Tallying it Up

It's a number that he says has been spotted in many places, but In the Pipeline's Derek Lowe wonders whether researchers really know the causes of 4,500 diseases. The figure, Lowe adds, is usually used in reference to the National Institutes of Health's translational medicine program.

For example, a new Clinical Pharmacology & Therapeutics article references it, saying that "we now know the causes of more than 4,500 diseases, but it has been estimated that more than 90% of these still have no effective treatment."

Lowe writes that this figure seems rather high, and he tries to trace it back to its source, which appears to be the Online Mendelian Inheritance in Man Gene Map. The scoreboard there says that the molecular bases of 4,838 phenotypes are known.

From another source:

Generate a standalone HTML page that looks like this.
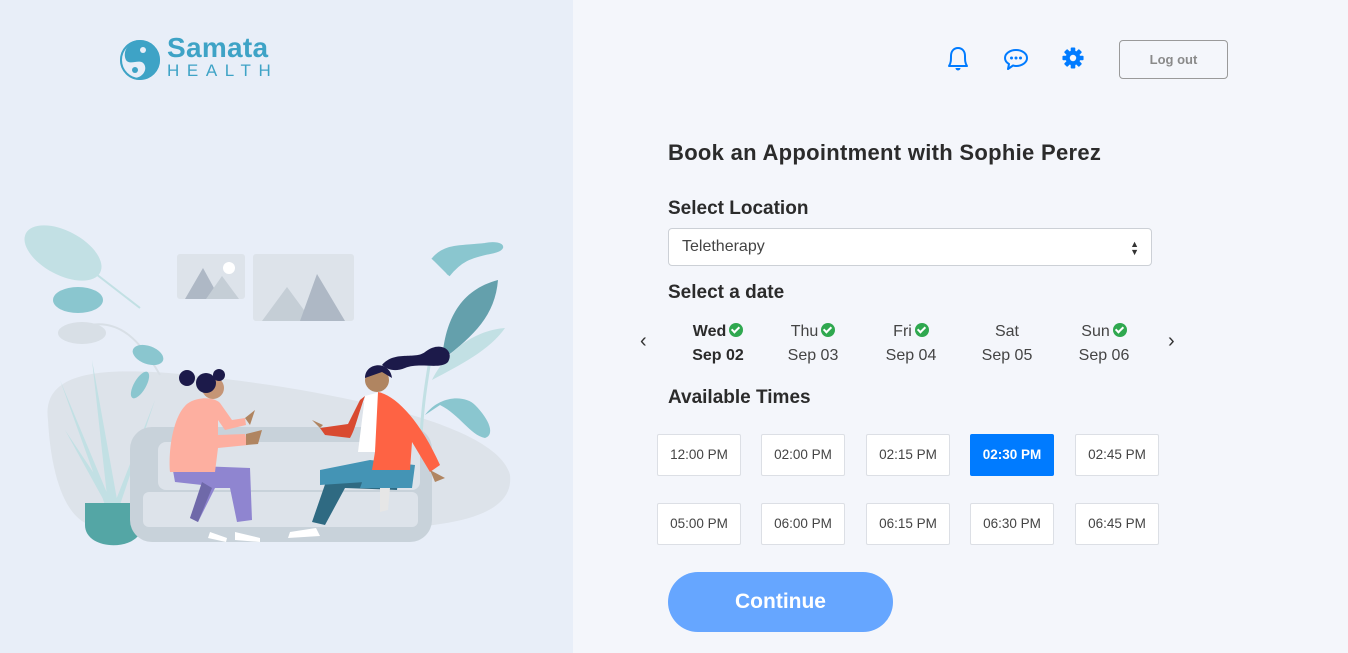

"But read the fine print: 'Phenotypes include single-gene mendelian disorders, traits, some susceptibilities to complex disease … and some somatic cell genetic disease …'" he writes. "My guess is that a lot of what's under that banner does not rise to 'knowing the cause,' but I'd welcome being corrected on that point."


The number of 'solved'

The number of 'solved' diseases in OMIM is greater than the number of causal genes, because there are some allele-specific phenotypic differences which lead to some genes having multiple phenotypes. If one queries OMIM with search 0001 and restricts to entries with allelic variants, for now one gets 2951 unique genes, a small proportion of which are actually weak SNP associations. If one queries OMIM for phenotypes with molecular characterization (prefix pound sign) one gets 3751. Not sure exactly what query generates 4838. Parenthetically, the HGMD database has much higher stats as they include many more GWAS-defined SNP associations that I would myself not call 'solved' diseases. I would say the true number for diseases if by that one means phenotypes, is between 2800-3500. Whatever specific number one chooses, it is clear that most protein-coding genes in the human genome still lack any phenotypic association either as a weak SNP or as a strong pathogenic mutation.